Ashwini Chhatre is an Associate Professor of Public Policy and currently serves as the Executive Director of the Bharti Institute of Public Policy (BIPP) at the Indian School of Business (ISB). Professor Chhatre is an interdisciplinary scholar whose research interests broadly centre on the dynamic cross-scale interactions between governance, economic development, and environmental protection. He relocated to India from the US in 2014 to join the faculty at the Indian School of Business, Hyderabad. He spent 13 years in the US, including five in graduate school at Duke University, where he was awarded a PhD in Political Science. In 2006-07, Professor Chhatre became the first Giorgio Ruffolo Post-doctoral Fellow in Sustainability Science at Harvard University, before joining the Department of Geography and Geographic Information Science at the University of Illinois in Urbana-Champaign.

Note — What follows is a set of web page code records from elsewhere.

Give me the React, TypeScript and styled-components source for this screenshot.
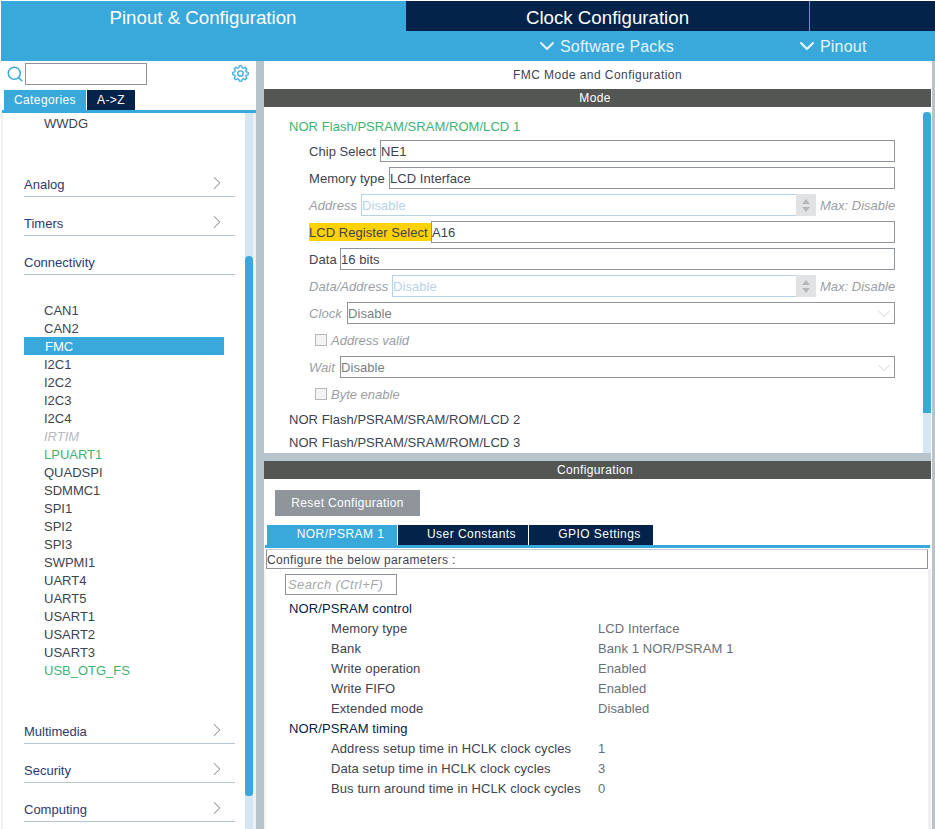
import React from 'react';
import styled, { createGlobalStyle } from 'styled-components';
import { ChevronDown, ChevronRight, Search } from 'lucide-react';

const Global = createGlobalStyle`
  html, body { margin: 0; padding: 0; background: #fff; overflow: hidden; }
  body { font-family: "Liberation Sans", Arial, sans-serif; font-size: 13px; color: #3d4350; }
  * { box-sizing: border-box; }
`;

const BLUE = '#39a9dc';
const NAVY = '#03234b';
const SPLIT = '#b8c4cb';

const Page = styled.div`
  width: 935px; height: 829px; padding: 1px 0 0 1px; overflow: hidden;
  display: flex; flex-direction: column;
`;
const Header = styled.header`
  height: 60px; flex: none; background: ${BLUE}; display: flex; flex-direction: column;
`;
const MainTabs = styled.div`display: flex; height: 30px; gap: 1px;`;
const MainTab = styled.div<{ $w: number; $active?: boolean }>`
  width: ${p => p.$w}px; background: ${p => (p.$active ? BLUE : NAVY)};
  color: #fff; font-size: 18.7px; line-height: 30px; text-align: center; padding-top: 2px; flex: none;
`;
const SubBar = styled.div`display: flex; height: 30px; align-items: center; color: #e6f4fb; font-size: 16px; letter-spacing: .2px; padding-top: 2px;`;
const SubItem = styled.div<{ $left: number }>`
  display: flex; align-items: center; margin-left: ${p => p.$left}px;
  svg { flex: none; margin: -2px 1px 0 0; }
`;
const Body = styled.div`flex: 1; display: flex; min-height: 0;`;

const Left = styled.aside`width: 255px; flex: none; display: flex; flex-direction: column; min-height: 0;`;
const SearchRow = styled.div`
  height: 29px; flex: none; display: flex; align-items: flex-start; padding: 2px 7px 0 5px; color: ${BLUE};
  svg { margin-top: 2px; flex: none; }
`;
const SearchInput = styled.div`
  width: 122px; height: 22px; border: 1px solid #8f959b; margin-left: 1px; margin-right: auto;
`;
const LeftTabs = styled.div`height: 20px; flex: none; display: flex; gap: 1px; padding-left: 3px;`;
const LeftTab = styled.div<{ $w: number; $active?: boolean }>`
  width: ${p => p.$w}px; background: ${p => (p.$active ? BLUE : NAVY)}; color: #fff;
  font-size: 12px; letter-spacing: .4px; line-height: 20px; text-align: center;
`;
const BlueRule = styled.div`height: 3px; flex: none; background: ${BLUE}; margin-left: 1px;`;
const ListFrame = styled.div`flex: 1; min-height: 0; display: flex; background: #f0f0f0; padding-left: 2px;`;
const List = styled.div`flex: 1; background: #fff; padding: 1px 0 0 21px; overflow: hidden;`;
const Track = styled.div`width: 8px; flex: none; background: #d6e6f4; margin-right: 3px; padding-top: 143px;`;
const Thumb = styled.div<{ $h: number }>`width: 8px; height: ${p => p.$h}px; background: ${BLUE}; border-radius: 4px 4px 3px 3px;`;
const Category = styled.div<{ $top?: number }>`
  width: 211px; height: 39px; border-bottom: 1px solid ${SPLIT}; display: flex; align-items: flex-end;
  justify-content: space-between; padding: 0 7px 4px 0; color: #2d3a6e; font-size: 13px;
  margin-top: ${p => p.$top ?? 0}px;
  svg { color: #8a8f95; margin-bottom: -2px; }
`;
const Peripheral = styled.div<{ $tone?: string; $selected?: boolean }>`
  height: 18px; line-height: 20px; width: 200px; padding-left: ${p => (p.$selected ? 21 : 20)}px; font-size: 13px;
  color: ${p => p.$selected ? '#fff' : p.$tone === 'green' ? '#3fb36f' : p.$tone === 'off' ? '#b7bbc0' : '#3d4350'};
  background: ${p => (p.$selected ? BLUE : 'transparent')};
  font-style: ${p => (p.$tone === 'off' ? 'italic' : 'normal')};
`;
const Group = styled.div<{ $top: number; $bottom: number }>`
  padding: ${p => p.$top}px 0 ${p => p.$bottom}px;
`;

const Splitter = styled.div`width: 8px; flex: none; background: ${SPLIT};`;
const Right = styled.main`width: 668px; flex: none; display: flex; flex-direction: column; min-height: 0; background: #fff; padding-right: 1px;`;
const Gutter = styled.div`flex: 1; background: ${SPLIT};`;
const PanelTitle = styled.div`height: 28px; flex: none; text-align: center; line-height: 29px; font-size: 12px; letter-spacing: .45px; color: #3d4350;`;
const Bar = styled.div`height: 18px; flex: none; background: #545654; color: #fff; font-size: 12px; letter-spacing: .35px; line-height: 18px; text-align: center; padding-right: 5px;`;
const ModePane = styled.div`height: 346px; flex: none; display: flex; overflow: hidden;`;
const ModeBody = styled.div`flex: 1; padding: 8px 0 0 25px;`;
const PaneScroll = styled.div`width: 8px; flex: none; margin-top: 5px; background: #d6e6f4;`;
const ModeThumb = styled.div`height: 301px; background: ${BLUE}; border-radius: 4px 4px 0 0;`;
const Heading = styled.div<{ $green?: boolean; $top?: number }>`
  height: 22px; line-height: 24px; font-size: 13px; letter-spacing: .05px; margin-top: ${p => p.$top ?? 0}px;
  color: ${p => (p.$green ? '#3fb36f' : '#3d4350')};
`;
const Fields = styled.div`padding: 3px 0 0 20px; width: 606px; display: flex; flex-direction: column; gap: 5px;`;
const FieldRow = styled.div`display: flex; height: 22px; align-items: stretch;`;
const Label = styled.div<{ $w: number; $off?: boolean; $hl?: boolean }>`
  width: ${p => p.$w}px; flex: none; line-height: 24px; font-size: 13px; letter-spacing: .05px; white-space: nowrap;
  color: ${p => (p.$off ? '#9a9ea4' : '#3d4350')};
  font-style: ${p => (p.$off ? 'italic' : 'normal')};
  ${p => p.$hl ? 'background: #ffd200; height: 18px; line-height: 20px; align-self: center;' : ''}
`;
const Field = styled.div<{ $off?: boolean; $muted?: boolean }>`
  flex: 1; min-width: 0; border: 1px solid ${p => (p.$off ? '#b8d2e8' : '#8f959b')};
  ${p => p.$off ? 'border-right: 0;' : ''}
  color: ${p => (p.$off ? '#b8d2e8' : p.$muted ? '#7a7f85' : '#3d4350')};
  font-size: 13px; letter-spacing: .05px; line-height: 18px; padding: 2px 0 0 0; display: flex; align-items: center; justify-content: space-between;
`;
const Spinner = styled.div`
  width: 20px; flex: none; background: #e0e2e4; display: flex; flex-direction: column; align-items: center; justify-content: center; gap: 3px;
`;
const Tri = styled.div<{ $up?: boolean }>`
  width: 0; height: 0; border-left: 4px solid transparent; border-right: 4px solid transparent;
  ${p => p.$up ? 'border-bottom: 5px solid #b4b8bb;' : 'border-top: 5px solid #b4b8bb;'}
`;
const MaxNote = styled.div`width: 79px; flex: none; padding-left: 4px; font-style: italic; color: #9a9ea4; font-size: 13px; line-height: 24px; white-space: nowrap;`;
const FieldChevron = styled.span`display: flex; color: #c4c7ca; height: 18px; align-items: center;`;
const CheckRow = styled.div`height: 22px; display: flex; align-items: center; gap: 4px; padding-left: 6px; color: #9a9ea4; font-style: italic; font-size: 13px;`;
const CheckBox = styled.div`width: 12px; height: 12px; border: 1px solid #b4b8bb; background: #f4f4f4;`;
const HSplit = styled.div`height: 8px; flex: none; background: ${SPLIT};`;
const ConfigPane = styled.div`flex: 1; min-height: 0; padding: 11px 0 0 1px; display: flex; flex-direction: column;`;
const ResetButton = styled.div`
  width: 145px; height: 26px; flex: none; margin-left: 10px; background: #8f959b; color: #fff; font-size: 12px; letter-spacing: .33px;
  line-height: 27px; text-align: center;
`;
const ConfigTabs = styled.div`display: flex; flex: none; gap: 1px; margin-top: 9px; padding-left: 2px; height: 20px;`;
const ConfigTab = styled.div<{ $w: number; $active?: boolean }>`
  width: ${p => p.$w}px; background: ${p => (p.$active ? BLUE : NAVY)}; color: #fff; font-size: 12px; letter-spacing: .45px; line-height: 19px; text-align: center; padding-left: 17px;
`;
const ConfigRule = styled.div`height: 3px; flex: none; background: ${BLUE}; width: 665px;`;
const ConfigureBox = styled.div`
  width: 662px; height: 20px; flex: none; margin: 1px 0 0 1px; border: 1px solid #8f959b; border-top-color: #c8ccd0; font-size: 12px; letter-spacing: .35px; line-height: 20px;
`;
const ConfigScroll = styled.div`
  flex: 1; min-height: 0; margin-left: -1px; border-left: 2px solid #f4f4f4; border-right: 3px solid #f0f0f0;
`;
const SearchBox = styled.div`
  width: 112px; height: 21px; margin: 5px 0 0 19px; border: 1px solid #8f959b; color: #a4a8ad; font-size: 13px; font-style: italic; letter-spacing: .4px; line-height: 19px; padding-left: 2px;
`;
const Tree = styled.div`padding: 4px 0 0 23px;`;
const TreeHead = styled.div`height: 20px; line-height: 20px; font-size: 13px; letter-spacing: .1px; color: #03234b;`;
const TreeRow = styled.div`display: grid; grid-template-columns: 267px 1fr; height: 20px; line-height: 20px; padding-left: 42px; font-size: 13px; letter-spacing: .1px; color: #3d4350;`;
const TreeValue = styled.span`color: #6a6f75;`;

const peripherals: [string, string?][] = [
  ['CAN1'], ['CAN2'], ['FMC', 'sel'], ['I2C1'], ['I2C2'], ['I2C3'], ['I2C4'], ['IRTIM', 'off'],
  ['LPUART1', 'green'], ['QUADSPI'], ['SDMMC1'], ['SPI1'], ['SPI2'], ['SPI3'], ['SWPMI1'],
  ['UART4'], ['UART5'], ['USART1'], ['USART2'], ['USART3'], ['USB_OTG_FS', 'green'],
];
const control = [
  ['Memory type', 'LCD Interface'], ['Bank', 'Bank 1 NOR/PSRAM 1'], ['Write operation', 'Enabled'],
  ['Write FIFO', 'Enabled'], ['Extended mode', 'Disabled'],
];
const timing = [
  ['Address setup time in HCLK clock cycles', '1'], ['Data setup time in HCLK clock cycles', '3'],
  ['Bus turn around time in HCLK clock cycles', '0'],
];

const gearPath = (() => {
  const teeth = 8;
  const pts: string[] = [];
  for (let i = 0; i < teeth; i++) {
    const a = (i / teeth) * Math.PI * 2;
    const step = (Math.PI * 2) / teeth;
    const add = (r: number, o: number) => {
      const x = 10 + r * Math.cos(a + o * step);
      const y = 10 + r * Math.sin(a + o * step);
      pts.push(`${x.toFixed(2)} ${y.toFixed(2)}`);
    };
    add(7, -0.34);
    add(9.2, -0.2);
    add(9.2, 0.2);
    add(7, 0.34);
  }
  return `M${pts.join('L')}Z`;
})();

const Gear = () => (
  <svg width="17" height="17" viewBox="0 0 20 20" fill="none" stroke="currentColor" strokeWidth="1.5" strokeLinejoin="round">
    <path d={gearPath} />
    <circle cx="10" cy="10" r="3.2" />
  </svg>
);

const Select = ({ value }: { value: string }) => (
  <Field $muted>
    <span>{value}</span>
    <FieldChevron><ChevronDown size={20} strokeWidth={1} /></FieldChevron>
  </Field>
);

const CatChevron = () => <ChevronRight size={22} strokeWidth={1.1} />;

export default function App() {
  return (
    <Page>
      <Global />
      <Header>
        <MainTabs>
          <MainTab $w={404} $active>Pinout &amp; Configuration</MainTab>
          <MainTab $w={403}>Clock Configuration</MainTab>
          <MainTab $w={125} />
        </MainTabs>
        <SubBar>
          <SubItem $left={534}><ChevronDown size={24} strokeWidth={2.1} />Software Packs</SubItem>
          <SubItem $left={121}><ChevronDown size={24} strokeWidth={2.1} />Pinout</SubItem>
        </SubBar>
      </Header>
      <Body>
        <Left>
          <SearchRow>
            <Search size={18} strokeWidth={2} />
            <SearchInput />
            <Gear />
          </SearchRow>
          <LeftTabs>
            <LeftTab $w={82} $active>Categories</LeftTab>
            <LeftTab $w={48}>A-&gt;Z</LeftTab>
          </LeftTabs>
          <BlueRule />
          <ListFrame>
            <List>
              <Peripheral>WWDG</Peripheral>
              <Category $top={26}>Analog<CatChevron /></Category>
              <Category>Timers<CatChevron /></Category>
              <Category>Connectivity</Category>
              <Group $top={26} $bottom={26}>
                {peripherals.map(([name, tone]) => (
                  <Peripheral key={name} $tone={tone} $selected={tone === 'sel'}>{name}</Peripheral>
                ))}
              </Group>
              <Category>Multimedia<CatChevron /></Category>
              <Category>Security<CatChevron /></Category>
              <Category>Computing<CatChevron /></Category>
            </List>
            <Track><Thumb $h={540} /></Track>
          </ListFrame>
        </Left>
        <Splitter />
        <Right>
          <PanelTitle>FMC Mode and Configuration</PanelTitle>
          <Bar>Mode</Bar>
          <ModePane>
            <ModeBody>
              <Heading $green>NOR Flash/PSRAM/SRAM/ROM/LCD 1</Heading>
              <Fields>
                <FieldRow><Label $w={71}>Chip Select</Label><Field>NE1</Field></FieldRow>
                <FieldRow><Label $w={80}>Memory type</Label><Field>LCD Interface</Field></FieldRow>
                <FieldRow>
                  <Label $w={52} $off>Address</Label><Field $off>Disable</Field>
                  <Spinner><Tri $up /><Tri /></Spinner><MaxNote>Max: Disable</MaxNote>
                </FieldRow>
                <FieldRow><Label $w={122} $hl>LCD Register Select</Label><Field>A16</Field></FieldRow>
                <FieldRow><Label $w={31}>Data</Label><Field>16 bits</Field></FieldRow>
                <FieldRow>
                  <Label $w={83} $off>Data/Address</Label><Field $off>Disable</Field>
                  <Spinner><Tri $up /><Tri /></Spinner><MaxNote>Max: Disable</MaxNote>
                </FieldRow>
                <FieldRow><Label $w={38} $off>Clock</Label><Select value="Disable" /></FieldRow>
                <CheckRow><CheckBox />Address valid</CheckRow>
                <FieldRow><Label $w={31} $off>Wait</Label><Select value="Disable" /></FieldRow>
                <CheckRow><CheckBox />Byte enable</CheckRow>
              </Fields>
              <Heading $top={3}>NOR Flash/PSRAM/SRAM/ROM/LCD 2</Heading>
              <Heading $top={1}>NOR Flash/PSRAM/SRAM/ROM/LCD 3</Heading>
            </ModeBody>
            <PaneScroll><ModeThumb /></PaneScroll>
          </ModePane>
          <HSplit />
          <Bar>Configuration</Bar>
          <ConfigPane>
            <ResetButton>Reset Configuration</ResetButton>
            <ConfigTabs>
              <ConfigTab $w={130} $active>NOR/PSRAM 1</ConfigTab>
              <ConfigTab $w={130}>User Constants</ConfigTab>
              <ConfigTab $w={124}>GPIO Settings</ConfigTab>
            </ConfigTabs>
            <ConfigRule />
            <ConfigureBox>Configure the below parameters :</ConfigureBox>
            <ConfigScroll>
              <SearchBox>Search (Ctrl+F)</SearchBox>
              <Tree>
                <TreeHead>NOR/PSRAM control</TreeHead>
                {control.map(([k, v]) => <TreeRow key={k}><span>{k}</span><TreeValue>{v}</TreeValue></TreeRow>)}
                <TreeHead>NOR/PSRAM timing</TreeHead>
                {timing.map(([k, v]) => <TreeRow key={k}><span>{k}</span><TreeValue>{v}</TreeValue></TreeRow>)}
              </Tree>
            </ConfigScroll>
          </ConfigPane>
        </Right>
        <Gutter />
      </Body>
    </Page>
  );
}
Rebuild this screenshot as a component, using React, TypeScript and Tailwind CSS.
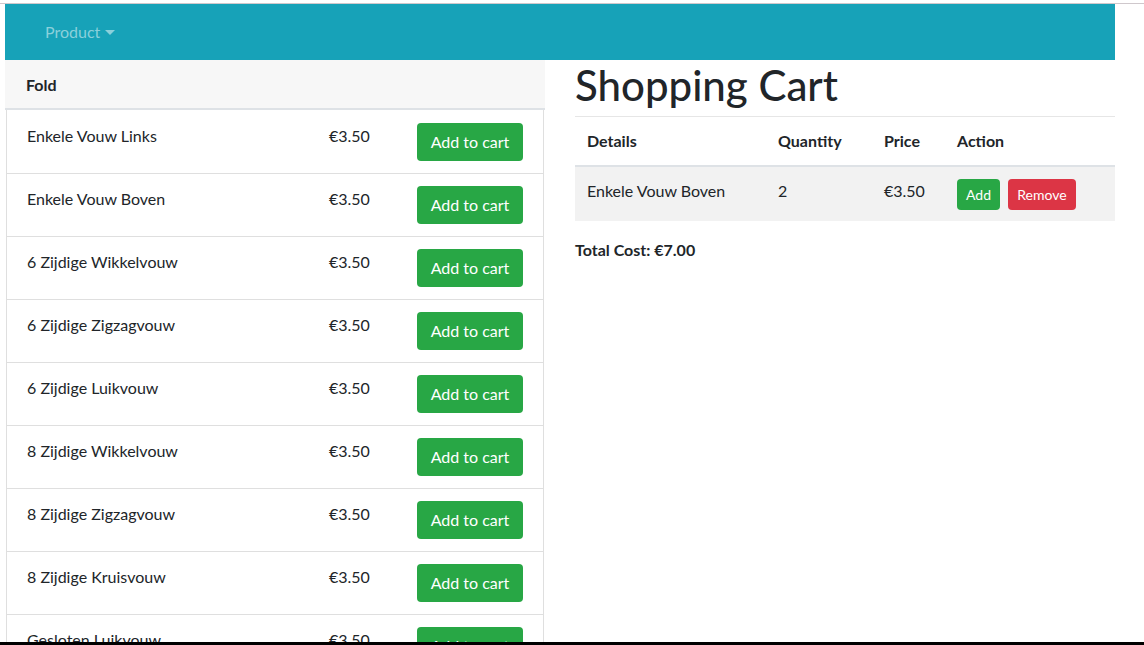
import React from "react";

const folds = [
  "Enkele Vouw Links",
  "Enkele Vouw Boven",
  "6 Zijdige Wikkelvouw",
  "6 Zijdige Zigzagvouw",
  "6 Zijdige Luikvouw",
  "8 Zijdige Wikkelvouw",
  "8 Zijdige Zigzagvouw",
  "8 Zijdige Kruisvouw",
  "Gesloten Luikvouw",
  "Open Luikvouw",
];

export default function App() {
  return (
    <div
      className="relative h-[645px] overflow-hidden bg-white text-[16px] text-[#212529]"
      style={{ fontFamily: "Lato, 'Noto Sans', sans-serif" }}
    >
      <div className="h-[3px]" />
      <div className="h-px bg-[#cfc8cc]" />

      <div className="w-[1110px] ml-[5px]">
        {/* navbar */}
        <nav className="h-[56px] bg-[#17a2b8] flex items-center pl-[40px]">
          <span className="flex items-center text-[#8bd0db] leading-6">
            Product
            <span className="ml-[5px] mt-[1px] border-x-[5px] border-x-transparent border-t-[5px] border-t-[#8bd0db]" />
          </span>
        </nav>

        <div className="flex gap-[30px]">
          {/* left: folds */}
          <div className="w-[540px] shrink-0">
            <div className="h-[50px] bg-[#f7f7f7] border-b-2 border-[#dee2e6] flex items-center pl-[21px] pt-px font-bold">
              Fold
            </div>
            <div className="ml-px w-[538px] border-x border-[#dfdfdf] pt-px">
              {folds.map((name) => (
                <div
                  key={name}
                  className="flex items-start pt-[12px] pb-[12px] pl-[20px] pr-[20px] border-b border-[#dfdfdf]"
                >
                  <div className="w-[302px] leading-6 pt-px">{name}</div>
                  <div className="w-[88px] leading-6 pt-px">€3.50</div>
                  <button className="h-[38px] w-[106px] rounded bg-[#28a745] text-white leading-6">
                    Add to cart
                  </button>
                </div>
              ))}
            </div>
          </div>

          {/* right: cart */}
          <div className="flex-1">
            <h1 className="text-[42px] font-medium leading-[50px] mb-[6px]">Shopping Cart</h1>
            <div className="h-px bg-[#e6e6e6]" />
            <table className="w-full border-collapse text-left">
              <thead>
                <tr className="border-b-2 border-[#dee2e6]">
                  <th className="w-[191px] px-3 py-3 leading-6 font-bold">Details</th>
                  <th className="w-[106px] px-3 py-3 leading-6 font-bold">Quantity</th>
                  <th className="w-[73px] px-3 py-3 leading-6 font-bold">Price</th>
                  <th className="px-3 py-3 leading-6 font-bold">Action</th>
                </tr>
              </thead>
              <tbody>
                <tr className="bg-[#f2f2f2] align-top">
                  <td className="px-3 pt-3 pb-[11px] leading-6">Enkele Vouw Boven</td>
                  <td className="px-3 pt-3 pb-[11px] leading-6">2</td>
                  <td className="px-3 pt-3 pb-[11px] leading-6">€3.50</td>
                  <td className="px-3 pt-3 pb-[11px]">
                    <div className="flex gap-2">
                      <button className="h-[31px] w-[43px] rounded bg-[#28a745] text-white text-[14px]">
                        Add
                      </button>
                      <button className="h-[31px] w-[68px] rounded bg-[#dc3545] text-white text-[14px]">
                        Remove
                      </button>
                    </div>
                  </td>
                </tr>
              </tbody>
            </table>
            <p className="mt-4 pt-px font-bold leading-6">Total Cost: €7.00</p>
          </div>
        </div>
      </div>

      <div className="absolute bottom-0 left-0 h-[3px] w-full bg-black" />
    </div>
  );
}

Between completing his BA in Economics from the University of Delhi in 1990 and starting his PhD at Duke University, he spent 11 years working in different parts of India, primarily as a community organiser and social activist on issues related to natural resources such as land, forests, and water. A background in Economics, graduate training in Political Science, and a long-standing engagement with scholarship in Geography, Anthropology, Landscape Ecology, and Environmental History ensure that his research is never confined to a single discipline.

Professor Chhatre’s main research interests lie in exploring the intersection of democracy, environment, and development, with a focus on decentralised forest governance, climate change vulnerability and adaptation, and multifunctional agriculture. Over the past 20 years, the scope of his research projects has ranged from household-level to global analysis, consistently bridging research, policy, and practice.

He was the founding Editor-in-Chief of World Development Perspectives (2016-19), served as Senior Editor of Conservation Letters (2009-2014), and has published one book and several articles in leading journals including Science, and PNAS.